TASK INSTRUCTIONS: Select every line below containing the word "inline".
--- begin RECORDS PROVIDED ---
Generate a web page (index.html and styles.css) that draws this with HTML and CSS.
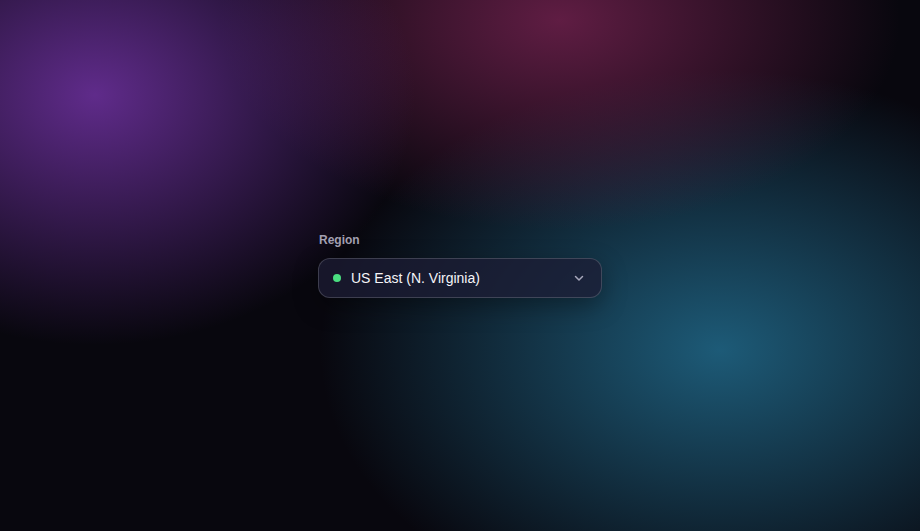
FILE: index.html
```html
<!DOCTYPE html>
<html>
<head>
<meta charset="utf-8">
<link rel="stylesheet" href="styles.css">
</head>
<body>
<div class="bg">
  <div class="field">
    <label class="label">Region</label>
    <button class="select">
      <span class="dot"></span>
      <span class="value">US East (N. Virginia)</span>
      <svg class="chev" width="12" height="12" viewBox="0 0 12 12"><path d="M2.5 4.5 L6 8 L9.5 4.5" fill="none" stroke="currentColor" stroke-width="1.5" stroke-linecap="round" stroke-linejoin="round"/></svg>
    </button>
  </div>
</div>
</body>
</html>
```
FILE: styles.css
```css
html, body { margin: 0; padding: 0; height: 100%; }
body { font-family: "Liberation Sans", Arial, sans-serif; background: #08070e; }
.bg {
  width: 920px; height: 531px;
  display: flex; align-items: center; justify-content: center;
  background:
    radial-gradient(ellipse 320px 250px at 95px 95px, rgba(100,45,145,0.95), rgba(100,45,145,0) 100%),
    radial-gradient(ellipse 340px 210px at 560px 20px, rgba(100,30,70,0.95), rgba(100,30,70,0) 100%),
    radial-gradient(ellipse 400px 280px at 720px 350px, rgba(30,95,125,0.95), rgba(30,95,125,0) 100%),
    #08070e;
}
.field { width: 284px; display: flex; flex-direction: column; gap: 11px; }
.label { font-size: 12px; font-weight: 700; color: #a3a0b2; padding-left: 1px; }
.select {
  height: 40px; box-sizing: border-box; width: 100%;
  display: flex; align-items: center; gap: 10px;
  padding: 0 16px 0 14px;
  background: rgba(28,28,52,0.75);
  border: 1px solid rgba(255,255,255,0.17);
  border-radius: 12px;
  box-shadow: 0 8px 24px rgba(0,0,0,0.35);
  font-family: inherit; cursor: pointer;
}
.dot { width: 8px; height: 8px; border-radius: 50%; background: #4ade80; flex: none; }
.value { flex: 1; text-align: left; color: #f4f4f8; font-size: 14px; }
.chev { color: #a8a8bc; flex: none; }
```
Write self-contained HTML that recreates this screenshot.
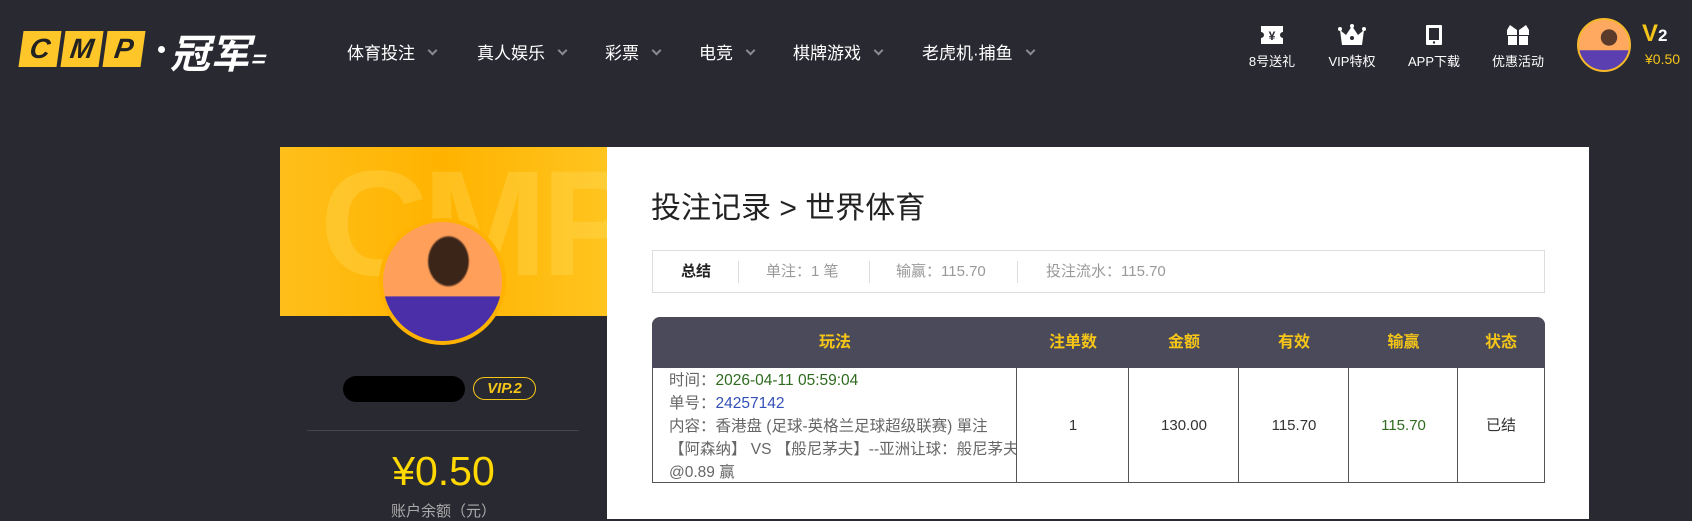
<!DOCTYPE html>
<html><head><meta charset="utf-8"><style>
*{margin:0;padding:0;box-sizing:border-box}
body{width:1692px;height:519px;overflow:hidden;background:#292932;font-family:"Liberation Sans","Noto Sans CJK SC",sans-serif;position:relative}
.a{position:absolute}
.nav{color:#fff;font-size:17px;top:39px;white-space:nowrap}
.nav i{display:inline-block;width:7px;height:7px;border-right:2.5px solid #8a8a96;border-bottom:2.5px solid #8a8a96;transform:rotate(45deg);margin-left:14px;vertical-align:5px}
.ic{top:24px;width:80px;text-align:center;color:#fff;font-size:13px}
.ic svg{display:block;margin:0 auto 5px}
.th{position:absolute;top:0;height:51px;line-height:51px;text-align:center;color:#f5c518;font-weight:bold;font-size:16px}
.td{position:absolute;top:51px;height:115px;line-height:115px;text-align:center;font-size:15px;color:#333;border-left:1px solid #555}
.lb{width:38px;height:36px;background:#ffc629;transform:skewX(-8deg);font:italic bold 28px 'Liberation Sans';color:#222;text-align:center;line-height:36px}
</style></head><body>
<div class="a" style="left:21px;top:31px;display:flex;gap:4px">
<div class="lb">C</div><div class="lb">M</div><div class="lb">P</div>
</div>
<div class="a" style="left:158px;top:46px;width:7px;height:7px;background:#fff;border-radius:50%"></div>
<div class="a" style="left:170px;top:22px;color:#fff;font:italic bold 40px 'Noto Sans CJK SC',sans-serif;letter-spacing:0px;white-space:nowrap">冠军<span style="font-size:24px">=</span></div>

<div class="a nav" style="left:347px">体育投注<i></i></div>
<div class="a nav" style="left:477px">真人娱乐<i></i></div>
<div class="a nav" style="left:605px">彩票<i></i></div>
<div class="a nav" style="left:699px">电竞<i></i></div>
<div class="a nav" style="left:793px">棋牌游戏<i></i></div>
<div class="a nav" style="left:922px">老虎机·捕鱼<i></i></div>

<div class="a ic" style="left:1232px"><svg width="24" height="22" viewBox="0 0 24 22"><path d="M1 2h22v6a3 3 0 0 0 0 6v6H1v-6a3 3 0 0 0 0-6z" fill="#fff"/><text x="12" y="16" font-size="12" font-weight="bold" text-anchor="middle" fill="#292932">¥</text></svg>8号送礼</div>
<div class="a ic" style="left:1312px"><svg width="30" height="22" viewBox="0 0 30 22"><path d="M3 6l6 5 6-9 6 9 6-5-2 15H5z" fill="#fff"/><circle cx="3" cy="5" r="2" fill="#fff"/><circle cx="27" cy="5" r="2" fill="#fff"/><circle cx="15" cy="2" r="2" fill="#fff"/><circle cx="15" cy="14" r="2" fill="#292932"/></svg>VIP特权</div>
<div class="a ic" style="left:1394px"><svg width="20" height="22" viewBox="0 0 20 22"><rect x="2" y="1" width="16" height="20" rx="1" fill="#fff"/><rect x="5" y="4" width="10" height="12" fill="#292932"/><circle cx="10" cy="18.5" r="1.2" fill="#292932"/></svg>APP下载</div>
<div class="a ic" style="left:1478px"><svg width="24" height="22" viewBox="0 0 24 22"><path d="M4 1l7 5H1z M20 1l-7 5h10z" fill="#fff"/><rect x="1" y="6" width="10" height="5" fill="#fff"/><rect x="13" y="6" width="10" height="5" fill="#fff"/><rect x="2" y="12" width="9" height="9" fill="#fff"/><rect x="13" y="12" width="9" height="9" fill="#fff"/></svg>优惠活动</div>

<div class="a" style="left:1577px;top:18px;width:54px;height:54px;border-radius:50%;border:2px solid #f5b82a;background:radial-gradient(circle at 60% 35%,#5a3a2a 0 18%,transparent 19%),linear-gradient(#ffa860 60%,#5b3fb0 61%)"></div>
<div class="a" style="left:1642px;top:20px;color:#f5c518;font:bold 24px 'Liberation Sans'">V<span style="font-size:17px;color:#fff">2</span></div>
<div class="a" style="left:1645px;top:51px;color:#f5c518;font-size:14px">¥0.50</div>

<div class="a" style="left:280px;top:147px;width:327px;height:372px;background:#292932">
<div style="height:169px;background:linear-gradient(90deg,#ffbf1a,#ffb300 50%,#ffc41f);overflow:hidden;position:relative">
<div style="position:absolute;left:40px;top:-10px;font:bold 150px 'Liberation Sans';color:rgba(255,230,120,.25);letter-spacing:-6px">CMP</div></div>
</div>
<div class="a" style="left:379px;top:218px;width:127px;height:127px;border-radius:50%;background:#ffb300;padding:4px"><div style="width:100%;height:100%;border-radius:50%;background:radial-gradient(ellipse 18% 22% at 55% 33%,#3b2418 90%,transparent 100%),linear-gradient(#ff9f5a 62%,#4a2fa8 63%)"></div></div>
<div class="a" style="left:343px;top:376px;width:122px;height:26px;background:#000;border-radius:13px"></div>
<div class="a" style="left:473px;top:377px;width:63px;height:23px;border:1px solid #f5c518;border-radius:12px;color:#f5c518;font:italic bold 15px 'Liberation Sans';text-align:center;line-height:21px">VIP.2</div>
<div class="a" style="left:307px;top:430px;width:272px;height:1px;background:#444452"></div>
<div class="a" style="left:280px;top:448px;width:327px;text-align:center;color:#ffd800;font-size:41px">¥0.50</div>
<div class="a" style="left:280px;top:500px;width:327px;text-align:center;color:#aaa;font-size:15px">账户余额（元）</div>

<div class="a" style="left:607px;top:147px;width:982px;height:372px;background:#fff"></div>
<div class="a" style="left:651px;top:183px;font-size:30px;color:#222">投注记录 &gt; 世界体育</div>
<div class="a" style="left:652px;top:250px;width:893px;height:43px;border:1px solid #ddd;font-size:15px;color:#999;line-height:41px">
<span class="a" style="left:28px;color:#222;font-weight:bold">总结</span>
<span class="a" style="left:85px;top:10px;width:1px;height:22px;background:#ddd"></span>
<span class="a" style="left:113px">单注：1 笔</span>
<span class="a" style="left:216px;top:10px;width:1px;height:22px;background:#ddd"></span>
<span class="a" style="left:243px">输赢：115.70</span>
<span class="a" style="left:364px;top:10px;width:1px;height:22px;background:#ddd"></span>
<span class="a" style="left:393px">投注流水：115.70</span>
</div>
<div class="a" style="left:652px;top:317px;width:893px;height:166px;border:1px solid #555;border-top:none;border-radius:8px 8px 0 0">
<div class="a" style="left:-1px;top:0;width:893px;height:51px;background:#4a4a5a;border-radius:8px 8px 0 0"></div>
<div class="th" style="left:0;width:364px">玩法</div>
<div class="th" style="left:364px;width:112px">注单数</div>
<div class="th" style="left:476px;width:110px">金额</div>
<div class="th" style="left:586px;width:110px">有效</div>
<div class="th" style="left:696px;width:109px">输赢</div>
<div class="th" style="left:805px;width:86px">状态</div>
<div class="a" style="left:16px;top:52px;width:347px;overflow:hidden;font-size:15.5px;line-height:23px;color:#666;white-space:nowrap">时间：<span style="color:#2e6b1e">2026-04-11 05:59:04</span><br>单号：<span style="color:#3350b8">24257142</span><br>内容：香港盘 (足球-英格兰足球超级联赛) 單注<br>【阿森纳】 VS 【般尼茅夫】--亚洲让球：般尼茅夫<br>@0.89 赢</div>
<div class="td" style="left:363px;width:113px">1</div>
<div class="td" style="left:475px;width:111px">130.00</div>
<div class="td" style="left:585px;width:111px">115.70</div>
<div class="td" style="left:695px;width:110px;color:#2e6b1e">115.70</div>
<div class="td" style="left:804px;width:87px">已结</div>
</div>
</body></html>
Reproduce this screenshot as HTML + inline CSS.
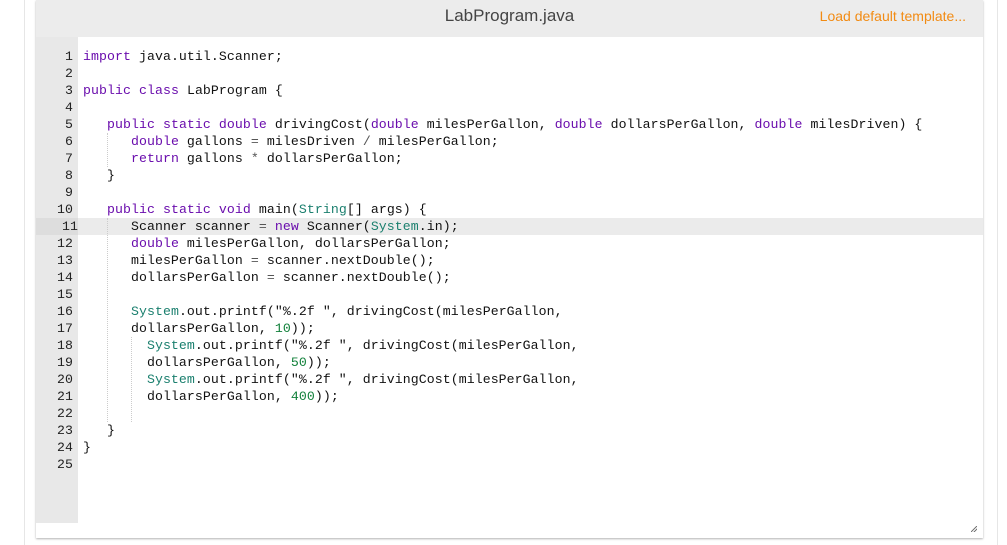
--- end RECORDS PROVIDED ---
EXERCISE SOLUTION:
.nav i{display:inline-block;width:7px;height:7px;border-right:2.5px solid #8a8a96;border-bottom:2.5px solid #8a8a96;transform:rotate(45deg);margin-left:14px;vertical-align:5px}
Reproduce this screenshot as HTML + inline CSS.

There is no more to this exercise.